Por cá existe e continuará a existir uma total irresponsabilidade dos eleitos face aos eleitores, e as promessas de combate à corrupção são contornadas pelo poder de um clã dirigente do partido/Estado que permite o branqueamento de capitais e por declarações de rendimentos e de interesses que não existem.

Os angolanos são, na generalidade e em teoria, contra a corrupção e gangrenas adjacentes e contíguas. Mas, bem vistas as coisas, como é que se pode ser contra algo que, em sentido lato, já é uma “instituição” secular? Que mais podem os angolanos fazer do que rirem a bom rir quando verificam que o mais alto magistrado da Nação exonera mortos e nomeia mortos?

Ao nível simbólico, abstracto, teórico, efémero, toda a gente condena a corrupção. Mas será corrupção o facto de quando alguém se candidata a um emprego lhe perguntarem pelo cartão do MPLA? E quando dizem que “se fosse filiada no MPLA teria mais possibilidades”? Ou quando se abrem concursos para cumprir a lei e já se sabe à partida quem vai ocupar o lugar?

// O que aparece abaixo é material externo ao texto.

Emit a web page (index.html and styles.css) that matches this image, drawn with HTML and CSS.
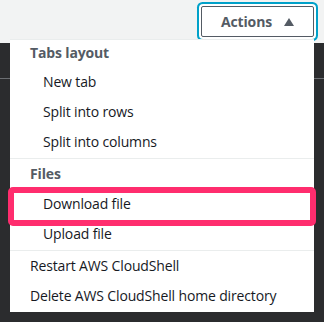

A nossa actual estrutura de poder é, basicamente, a estrutura de poder colonial. Ou seja, existem leis que só obrigam os pilha-galinhas mas mantém incólumes os donos do aviário. Basta ver os exemplos da actual Constituição da República, assim como as leis da probidade pública, património público, branqueamento de capitais ou o decreto presidencial do investimento público.

“O sentimento que nos fica é o de estarmos a ser cercados pelo selvajaria, pela ausência de escrúpulos dos que enriquecem à custa de tudo e de todos. Dos que acumulam fortunas à custa da droga, do roubo, do branqueamento de dinheiro e do tráfico de armas. E o fazem, tantas vezes, sob o olhar passivo de quem devia garantir a ordem e punir a barbárie”, disse Mia Couto na cerimónia fúnebre em Honra do Jornalista moçambicano Carlos Cardoso. O sentimento, a realidade, aplicam-se que nem uma luva ao nosso país. Infelizmente.